The Risks of Juggling Multiple Credit Cards

Before diving into how to manage multiple cards, it’s crucial to acknowledge the inherent risks. For many, more cards often mean:

  • Increased Temptation to Overspend: Each card represents available credit, making it easier to spend beyond your means.
  • Higher Risk of Debt Accumulation: With more credit lines open, it’s easier for balances to pile up across different cards, leading to a large overall debt.
  • Complexity in Management: Keeping track of different due dates, interest rates, and minimum payments for numerous cards can become confusing, increasing the risk of missing a payment.
  • Potential for Lower Credit Scores: If you struggle to manage multiple cards and end up with high credit utilization or missed payments, your credit score will suffer significantly.

The Art of Managing Multiple Credit Cards Responsibly

For financially disciplined individuals, having several credit cards can offer benefits such as diversified rewards, better credit utilization, and access to more credit for emergencies. Here’s how to do it without falling into debt:

1. Impeccable Financial Discipline and Budgeting

This is the cornerstone of managing multiple credit cards. You must have a strict budget and stick to it. Your spending across all cards should always be within your means, not exceeding your income. Treat credit cards as a payment tool, not an extension of your income.

  • Live Below Your Means: The most fundamental rule. If you don’t spend more than you earn, debt becomes less likely.
  • Track Every Expense: Know exactly where your money is going. This will help you identify if you’re overspending on any given card or category.

2. Pay Balances in Full, Every Single Month

This is the golden rule for avoiding credit card debt. If you consistently pay off the entire statement balance of every single card by the due date, you will avoid interest charges altogether.
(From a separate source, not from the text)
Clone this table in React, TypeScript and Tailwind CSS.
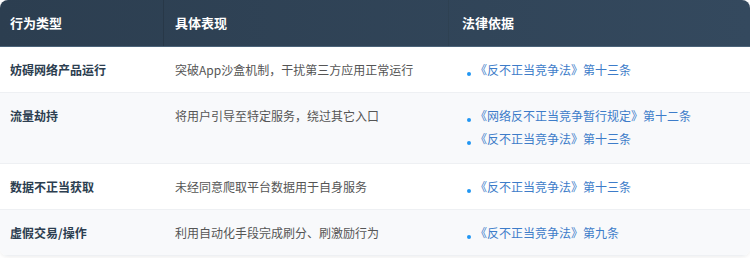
const rows = [
  {
    type: '妨碍网络产品运行',
    desc: '突破App沙盒机制，干扰第三方应用正常运行',
    laws: ['《反不正当竞争法》第十三条'],
    bg: 'bg-white',
  },
  {
    type: '流量劫持',
    desc: '将用户引导至特定服务，绕过其它入口',
    laws: ['《网络反不正当竞争暂行规定》第十二条', '《反不正当竞争法》第十三条'],
    bg: 'bg-[#f8f9fb]',
  },
  {
    type: '数据不正当获取',
    desc: '未经同意爬取平台数据用于自身服务',
    laws: ['《反不正当竞争法》第十三条'],
    bg: 'bg-white',
  },
  {
    type: '虚假交易/操作',
    desc: '利用自动化手段完成刷分、刷激励行为',
    laws: ['《反不正当竞争法》第九条'],
    bg: 'bg-[#f8f9fb]',
  },
];

export default function App() {
  return (
    <div
      className="w-[750px] h-[258px] bg-white"
      style={{ fontFamily: '"Noto Sans CJK SC", "Noto Sans", sans-serif' }}
    >
      <div className="h-[256px] rounded-lg overflow-hidden shadow-[0_1px_4px_rgba(0,0,0,0.08)]">
        {/* header */}
        <div className="grid grid-cols-[164px_285px_1fr] h-[47px] bg-gradient-to-r from-[#2c3e50] to-[#34495e] border-b border-[#4b6379] text-white text-[13px] font-bold">
          <div className="flex items-center pl-[10px] border-r border-[#283848]">行为类型</div>
          <div className="flex items-center pl-[11px] border-r border-[#2e4152]">具体表现</div>
          <div className="flex items-center pl-[13px]">法律依据</div>
        </div>

        {rows.map((r, i) => (
          <div
            key={i}
            className={`grid grid-cols-[164px_285px_1fr] border-b border-[#eef0f3] ${r.bg}`}
          >
            <div className="pl-[10px] pt-[13px] pb-[12px] text-[12px] leading-[20px] font-bold text-[#2c3e50]">
              {r.type}
            </div>
            <div className="pl-[11px] pt-[13px] pb-[12px] text-[12px] leading-[20px] text-[#555]">
              {r.desc}
            </div>
            <ul className={`pl-[18px] pt-[13px] flex flex-col gap-[3px] ${r.laws.length > 1 ? 'pb-[14px]' : 'pb-[12px]'}`}>
              {r.laws.map((l, j) => (
                <li key={j} className="flex items-start text-[12px] leading-[20px] text-[#3d7cc9]">
                  <span className="w-[4px] h-[4px] rounded-full bg-[#2196f3] mt-[12px] mr-[4px] shrink-0" />
                  {l}
                </li>
              ))}
            </ul>
          </div>
        ))}
      </div>
    </div>
  );
}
This makes the number of cards irrelevant, as you’re effectively using them interest-free.

  • Automate Payments: Set up automatic payments for the full statement balance from your checking account. This minimizes the risk of forgetting a payment.
  • Avoid Carrying a Balance: If you can’t pay a card in full, you’re likely spending more than you can afford, and that’s a red flag.

3. Understand and Leverage Each Card’s Benefits

Many people acquire multiple cards for their specific benefits – whether it’s travel rewards, cashback on specific spending categories (groceries, gas), or purchase protection. To make this strategy effective, you need to:

  • Know Your Cards: Understand the rewards structure, annual fees, and interest rates of each card.
  • Strategize Your Spending: Use the right card for the right purchase to maximize your rewards. For example, use a card that gives 3% back on groceries when you’re at the supermarket.
  • Justify Annual Fees: If a card has an annual fee, ensure the rewards or benefits you gain from it genuinely outweigh that cost. If not, consider canceling it.

4. Maintain Low Credit Utilization

Your credit utilization ratio (the amount of credit you’re using compared to your total available credit) is a major factor in your credit score. Even if you carry a balance, keeping this ratio low (ideally below 30%, but lower is better) across all your cards is beneficial. Having multiple cards, each with a zero or low balance, can actually help lower your overall utilization, potentially boosting your credit score.

5. Be Organized and Vigilant

With more cards comes more responsibility. You need a system to stay on top of things:

  • Payment Calendar: Keep a digital or physical calendar with all your payment due dates.
  • Regular Statement Review: Check each card statement carefully for errors, fraudulent charges, and to verify your spending.
  • Credit Monitoring: Regularly check your credit report for any discrepancies or signs of identity theft.

When to Consider Reducing Your Card Count

While managing multiple cards is possible, it’s not for everyone. If you find yourself frequently missing payments, carrying balances, struggling to keep track, or feeling overwhelmed, it’s a clear sign you have too many cards for your current level of financial discipline. In such cases, consolidating debt or closing some accounts might be the most responsible action.

In conclusion, the number of credit cards you possess is less important than your financial habits. If you’re disciplined, budget meticulously, pay your balances in full every month, and understand how to leverage each card responsibly, having more than five credit cards can be a strategic financial tool rather than a path to debt. However, if any of these conditions are not met, the risk of falling into debt increases significantly.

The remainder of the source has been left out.